On Friday, Oct. 20, at the Underground Restaurant in the Student Centre on the Keele campus, Economics Professor Roberto Luís Monte-Mór  of the Federal University of Minas Gerais in Brazil will give a keynote, titled Extended Urbanization, Urban Utopias and Other Economies. His talk will run from 12 to 12:45pm.

Then from 12:45 to 2pm, a Mayors Panel with Bob Burton of Oakville, Linda Jeffrey of Brampton, Jeff Lehman of Barrie and Steve Parish of Ajax will discuss governing the changing state of the urban periphery. The GTA mayors will be joined by Toronto planning consultant Sean Hertel of the Greater Toronto Suburban Working Group and the City Institute at York University. The changing urban periphery refers to the towns and cities that make up the suburbs of Toronto, which now contain most of the region’s population and economic growth.
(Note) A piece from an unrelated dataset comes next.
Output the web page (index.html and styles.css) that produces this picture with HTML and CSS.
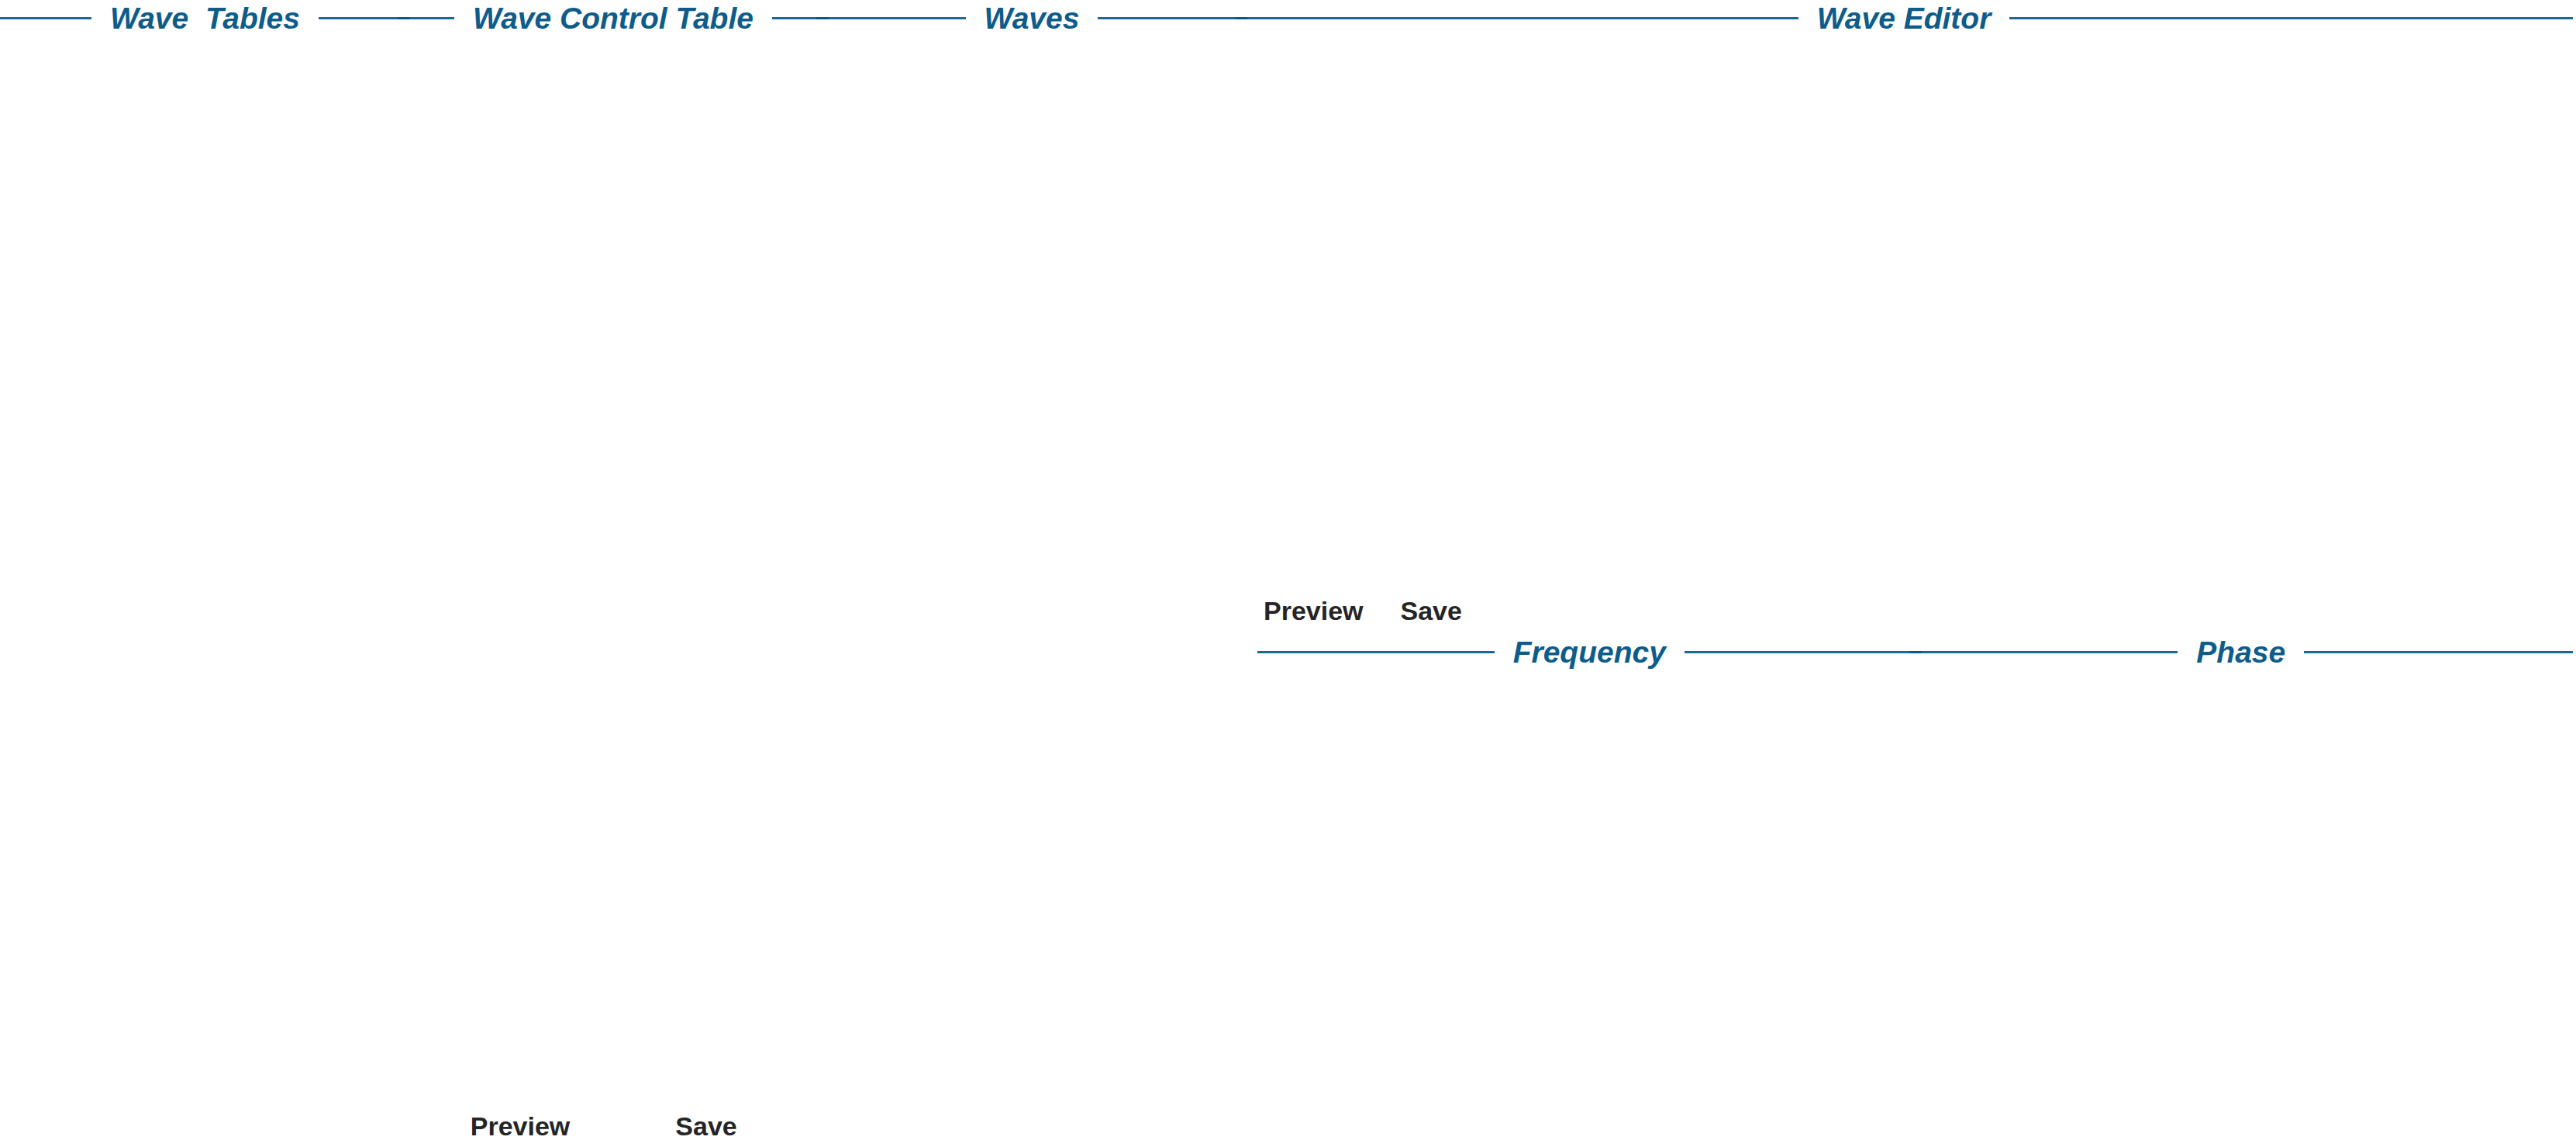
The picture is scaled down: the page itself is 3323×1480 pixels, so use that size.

The mayors will consider how these areas are becoming more central to socio-cultural identity and prosperity of one of the world’s preeminent regions.

Jennifer Robinson

From 2 to 2:45pm, there will be a keynote presentation by University College London (UCL) Professor Jennifer Robinson. Her presentation will focus on comparative suburban research and the lecture is titled, Some Effects of Comparing “Suburbs”: Methodological and Conceptual Innovations. Robinson is the co-director of the UCL Urban Laboratory and professor of human geography at the UCL Department of Geography. Her work explores the divide between western cities and those situated in the “Third world.”

Fulong Wu

On Saturday, Oct. 21, from 12 to 12:45pm, in Room 140 Health, Nursing & Environmental Studies Building, Fulong Wu, the Bartlett Professor of Planning at University College London, will deliver the conference’s governance keynote titled, Intertwined Modalities of Suburban Governance in China. His research interests include urban development in China and its social and sustainable challenges. He has recently published a book, Planning for Growth: Urban and Regional Planning in China (2015, Routledge).

From 12:45 to 2pm, in the Zig Zag Gallery, 136 Health, Nursing & Environmental Studies Building, conference participants can take in a photography and data visualization exhibition on Urban Growth on the Periphery: Land, Urban Form, Infrastructure & Everyday Life. The exhibit is created by the Major Collaborative Research Initiative on Global Suburbanisms (MCRI) researchers Professors Ute Lehrer of York University’s Faculty of Environmental Studies (FES), Markus Moos of University of Waterloo, and Robert Walter-Joseph of Weston Consulting.

Crystal Legacy

Then from 2 to 2:45pm,  in 140 Health, Nursing & Environmental Studies Building, there will be another keynote, titled Infrastructure Planning in the (Sub)urban Age, by Crystal Legacy, a senior lecturer in Urban Planning at the University of Melbourne in Australia. Her research focuses on questions of urban conflict, the post-political city, and citizen participation. She is currently investigating the politics of urban transportation planning.

Roger Keil

From 4:30pm, 140 Health, Nursing & Environmental Studies Building, York University FES Professor Roger Keil, principal investigator of the MCRI and the author of the forthcoming book Suburban Planet, will wrap up the conference with the closing keynote , titled After Suburbia: Peripheral Notes on Urban Theory.